Transcribe the material in full, exactly as written.

╔══

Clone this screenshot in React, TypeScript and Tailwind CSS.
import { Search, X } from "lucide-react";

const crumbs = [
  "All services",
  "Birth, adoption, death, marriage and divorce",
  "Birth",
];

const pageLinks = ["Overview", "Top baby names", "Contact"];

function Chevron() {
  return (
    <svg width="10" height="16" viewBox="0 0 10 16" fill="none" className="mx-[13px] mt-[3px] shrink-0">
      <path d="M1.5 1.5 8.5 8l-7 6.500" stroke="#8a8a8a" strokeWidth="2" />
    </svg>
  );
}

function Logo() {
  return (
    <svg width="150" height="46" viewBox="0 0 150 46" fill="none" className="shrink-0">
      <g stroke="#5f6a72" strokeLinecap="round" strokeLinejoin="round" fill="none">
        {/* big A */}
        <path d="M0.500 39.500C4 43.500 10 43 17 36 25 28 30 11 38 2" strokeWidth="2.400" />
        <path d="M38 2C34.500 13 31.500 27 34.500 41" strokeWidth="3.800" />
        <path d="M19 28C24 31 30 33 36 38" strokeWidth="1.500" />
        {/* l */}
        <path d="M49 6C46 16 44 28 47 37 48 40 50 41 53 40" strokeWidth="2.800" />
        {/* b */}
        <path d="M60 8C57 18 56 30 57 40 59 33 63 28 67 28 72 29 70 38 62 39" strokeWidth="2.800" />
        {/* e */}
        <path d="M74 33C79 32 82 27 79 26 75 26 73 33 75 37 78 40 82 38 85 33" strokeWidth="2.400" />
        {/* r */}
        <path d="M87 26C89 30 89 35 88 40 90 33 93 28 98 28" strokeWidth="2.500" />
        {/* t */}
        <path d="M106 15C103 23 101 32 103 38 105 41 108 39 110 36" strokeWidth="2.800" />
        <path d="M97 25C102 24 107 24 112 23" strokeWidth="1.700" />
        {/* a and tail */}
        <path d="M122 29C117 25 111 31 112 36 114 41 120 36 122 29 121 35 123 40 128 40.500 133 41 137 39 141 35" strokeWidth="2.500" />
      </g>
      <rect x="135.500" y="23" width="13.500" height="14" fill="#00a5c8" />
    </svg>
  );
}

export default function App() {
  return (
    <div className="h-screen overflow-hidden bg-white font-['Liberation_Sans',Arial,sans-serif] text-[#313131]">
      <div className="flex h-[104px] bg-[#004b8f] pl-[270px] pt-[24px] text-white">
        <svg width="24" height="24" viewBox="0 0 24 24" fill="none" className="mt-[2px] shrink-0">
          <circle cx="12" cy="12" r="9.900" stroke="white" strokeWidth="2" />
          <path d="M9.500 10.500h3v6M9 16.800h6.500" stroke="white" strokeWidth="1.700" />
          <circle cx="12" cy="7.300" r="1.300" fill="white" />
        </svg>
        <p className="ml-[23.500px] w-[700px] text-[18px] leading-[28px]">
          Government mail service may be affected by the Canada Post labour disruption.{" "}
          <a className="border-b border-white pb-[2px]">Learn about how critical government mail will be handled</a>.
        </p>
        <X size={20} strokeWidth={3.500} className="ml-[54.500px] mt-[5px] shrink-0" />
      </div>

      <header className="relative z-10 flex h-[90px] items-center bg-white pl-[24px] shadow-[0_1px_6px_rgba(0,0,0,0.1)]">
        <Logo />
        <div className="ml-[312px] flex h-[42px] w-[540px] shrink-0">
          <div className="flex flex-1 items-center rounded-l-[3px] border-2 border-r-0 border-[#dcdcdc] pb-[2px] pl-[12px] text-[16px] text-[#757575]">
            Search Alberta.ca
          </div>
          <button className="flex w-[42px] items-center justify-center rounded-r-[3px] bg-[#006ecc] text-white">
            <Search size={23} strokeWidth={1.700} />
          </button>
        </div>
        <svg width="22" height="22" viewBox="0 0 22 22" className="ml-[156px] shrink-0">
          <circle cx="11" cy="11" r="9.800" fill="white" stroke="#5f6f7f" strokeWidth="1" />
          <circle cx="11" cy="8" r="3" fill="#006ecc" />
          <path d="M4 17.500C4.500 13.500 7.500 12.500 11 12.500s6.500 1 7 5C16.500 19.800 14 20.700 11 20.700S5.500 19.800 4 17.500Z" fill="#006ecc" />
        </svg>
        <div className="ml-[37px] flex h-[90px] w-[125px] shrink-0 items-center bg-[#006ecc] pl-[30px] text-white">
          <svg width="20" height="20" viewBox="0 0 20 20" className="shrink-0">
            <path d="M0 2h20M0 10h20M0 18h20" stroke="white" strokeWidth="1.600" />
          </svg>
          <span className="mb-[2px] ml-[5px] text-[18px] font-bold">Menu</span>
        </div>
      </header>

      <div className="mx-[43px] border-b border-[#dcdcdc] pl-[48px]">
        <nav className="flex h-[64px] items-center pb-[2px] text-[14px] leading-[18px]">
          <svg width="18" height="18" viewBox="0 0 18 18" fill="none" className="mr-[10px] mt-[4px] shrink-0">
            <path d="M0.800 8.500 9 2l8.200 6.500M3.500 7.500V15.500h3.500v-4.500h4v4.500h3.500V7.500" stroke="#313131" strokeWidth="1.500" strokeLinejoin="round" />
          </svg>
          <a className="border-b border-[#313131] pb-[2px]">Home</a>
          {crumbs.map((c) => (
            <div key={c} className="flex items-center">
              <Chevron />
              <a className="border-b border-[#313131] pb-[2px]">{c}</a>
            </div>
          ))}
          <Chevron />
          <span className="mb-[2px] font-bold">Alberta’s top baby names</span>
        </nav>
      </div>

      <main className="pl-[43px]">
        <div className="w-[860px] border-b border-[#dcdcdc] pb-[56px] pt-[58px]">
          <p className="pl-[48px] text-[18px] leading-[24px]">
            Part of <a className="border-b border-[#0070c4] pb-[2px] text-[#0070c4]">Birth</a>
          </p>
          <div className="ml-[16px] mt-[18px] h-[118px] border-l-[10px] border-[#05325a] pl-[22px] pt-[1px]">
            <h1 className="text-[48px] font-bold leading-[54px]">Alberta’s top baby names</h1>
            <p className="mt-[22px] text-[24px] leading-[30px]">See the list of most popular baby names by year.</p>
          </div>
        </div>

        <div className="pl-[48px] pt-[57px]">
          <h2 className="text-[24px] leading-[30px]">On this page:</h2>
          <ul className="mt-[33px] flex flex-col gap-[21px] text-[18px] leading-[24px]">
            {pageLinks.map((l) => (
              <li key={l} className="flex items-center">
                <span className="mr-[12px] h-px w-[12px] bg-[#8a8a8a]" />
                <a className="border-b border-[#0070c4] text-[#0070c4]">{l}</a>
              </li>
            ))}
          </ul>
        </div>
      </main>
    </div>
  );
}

╚══

# [Task answer]
Clone this screenshot in React, TypeScript and Tailwind CSS.
import { Search, X } from "lucide-react";

const crumbs = [
  "All services",
  "Birth, adoption, death, marriage and divorce",
  "Birth",
];

const pageLinks = ["Overview", "Top baby names", "Contact"];

function Chevron() {
  return (
    <svg width="10" height="16" viewBox="0 0 10 16" fill="none" className="mx-[13px] mt-[3px] shrink-0">
      <path d="M1.5 1.5 8.5 8l-7 6.500" stroke="#8a8a8a" strokeWidth="2" />
    </svg>
  );
}

function Logo() {
  return (
    <svg width="150" height="46" viewBox="0 0 150 46" fill="none" className="shrink-0">
      <g stroke="#5f6a72" strokeLinecap="round" strokeLinejoin="round" fill="none">
        {/* big A */}
        <path d="M0.500 39.500C4 43.500 10 43 17 36 25 28 30 11 38 2" strokeWidth="2.400" />
        <path d="M38 2C34.500 13 31.500 27 34.500 41" strokeWidth="3.800" />
        <path d="M19 28C24 31 30 33 36 38" strokeWidth="1.500" />
        {/* l */}
        <path d="M49 6C46 16 44 28 47 37 48 40 50 41 53 40" strokeWidth="2.800" />
        {/* b */}
        <path d="M60 8C57 18 56 30 57 40 59 33 63 28 67 28 72 29 70 38 62 39" strokeWidth="2.800" />
        {/* e */}
        <path d="M74 33C79 32 82 27 79 26 75 26 73 33 75 37 78 40 82 38 85 33" strokeWidth="2.400" />
        {/* r */}
        <path d="M87 26C89 30 89 35 88 40 90 33 93 28 98 28" strokeWidth="2.500" />
        {/* t */}
        <path d="M106 15C103 23 101 32 103 38 105 41 108 39 110 36" strokeWidth="2.800" />
        <path d="M97 25C102 24 107 24 112 23" strokeWidth="1.700" />
        {/* a and tail */}
        <path d="M122 29C117 25 111 31 112 36 114 41 120 36 122 29 121 35 123 40 128 40.500 133 41 137 39 141 35" strokeWidth="2.500" />
      </g>
      <rect x="135.500" y="23" width="13.500" height="14" fill="#00a5c8" />
    </svg>
  );
}

export default function App() {
  return (
    <div className="h-screen overflow-hidden bg-white font-['Liberation_Sans',Arial,sans-serif] text-[#313131]">
      <div className="flex h-[104px] bg-[#004b8f] pl-[270px] pt-[24px] text-white">
        <svg width="24" height="24" viewBox="0 0 24 24" fill="none" className="mt-[2px] shrink-0">
          <circle cx="12" cy="12" r="9.900" stroke="white" strokeWidth="2" />
          <path d="M9.500 10.500h3v6M9 16.800h6.500" stroke="white" strokeWidth="1.700" />
          <circle cx="12" cy="7.300" r="1.300" fill="white" />
        </svg>
        <p className="ml-[23.500px] w-[700px] text-[18px] leading-[28px]">
          Government mail service may be affected by the Canada Post labour disruption.{" "}
          <a className="border-b border-white pb-[2px]">Learn about how critical government mail will be handled</a>.
        </p>
        <X size={20} strokeWidth={3.500} className="ml-[54.500px] mt-[5px] shrink-0" />
      </div>

      <header className="relative z-10 flex h-[90px] items-center bg-white pl-[24px] shadow-[0_1px_6px_rgba(0,0,0,0.1)]">
        <Logo />
        <div className="ml-[312px] flex h-[42px] w-[540px] shrink-0">
          <div className="flex flex-1 items-center rounded-l-[3px] border-2 border-r-0 border-[#dcdcdc] pb-[2px] pl-[12px] text-[16px] text-[#757575]">
            Search Alberta.ca
          </div>
          <button className="flex w-[42px] items-center justify-center rounded-r-[3px] bg-[#006ecc] text-white">
            <Search size={23} strokeWidth={1.700} />
          </button>
        </div>
        <svg width="22" height="22" viewBox="0 0 22 22" className="ml-[156px] shrink-0">
          <circle cx="11" cy="11" r="9.800" fill="white" stroke="#5f6f7f" strokeWidth="1" />
          <circle cx="11" cy="8" r="3" fill="#006ecc" />
          <path d="M4 17.500C4.500 13.500 7.500 12.500 11 12.500s6.500 1 7 5C16.500 19.800 14 20.700 11 20.700S5.500 19.800 4 17.500Z" fill="#006ecc" />
        </svg>
        <div className="ml-[37px] flex h-[90px] w-[125px] shrink-0 items-center bg-[#006ecc] pl-[30px] text-white">
          <svg width="20" height="20" viewBox="0 0 20 20" className="shrink-0">
            <path d="M0 2h20M0 10h20M0 18h20" stroke="white" strokeWidth="1.600" />
          </svg>
          <span className="mb-[2px] ml-[5px] text-[18px] font-bold">Menu</span>
        </div>
      </header>

      <div className="mx-[43px] border-b border-[#dcdcdc] pl-[48px]">
        <nav className="flex h-[64px] items-center pb-[2px] text-[14px] leading-[18px]">
          <svg width="18" height="18" viewBox="0 0 18 18" fill="none" className="mr-[10px] mt-[4px] shrink-0">
            <path d="M0.800 8.500 9 2l8.200 6.500M3.500 7.500V15.500h3.500v-4.500h4v4.500h3.500V7.500" stroke="#313131" strokeWidth="1.500" strokeLinejoin="round" />
          </svg>
          <a className="border-b border-[#313131] pb-[2px]">Home</a>
          {crumbs.map((c) => (
            <div key={c} className="flex items-center">
              <Chevron />
              <a className="border-b border-[#313131] pb-[2px]">{c}</a>
            </div>
          ))}
          <Chevron />
          <span className="mb-[2px] font-bold">Alberta’s top baby names</span>
        </nav>
      </div>

      <main className="pl-[43px]">
        <div className="w-[860px] border-b border-[#dcdcdc] pb-[56px] pt-[58px]">
          <p className="pl-[48px] text-[18px] leading-[24px]">
            Part of <a className="border-b border-[#0070c4] pb-[2px] text-[#0070c4]">Birth</a>
          </p>
          <div className="ml-[16px] mt-[18px] h-[118px] border-l-[10px] border-[#05325a] pl-[22px] pt-[1px]">
            <h1 className="text-[48px] font-bold leading-[54px]">Alberta’s top baby names</h1>
            <p className="mt-[22px] text-[24px] leading-[30px]">See the list of most popular baby names by year.</p>
          </div>
        </div>

        <div className="pl-[48px] pt-[57px]">
          <h2 className="text-[24px] leading-[30px]">On this page:</h2>
          <ul className="mt-[33px] flex flex-col gap-[21px] text-[18px] leading-[24px]">
            {pageLinks.map((l) => (
              <li key={l} className="flex items-center">
                <span className="mr-[12px] h-px w-[12px] bg-[#8a8a8a]" />
                <a className="border-b border-[#0070c4] text-[#0070c4]">{l}</a>
              </li>
            ))}
          </ul>
        </div>
      </main>
    </div>
  );
}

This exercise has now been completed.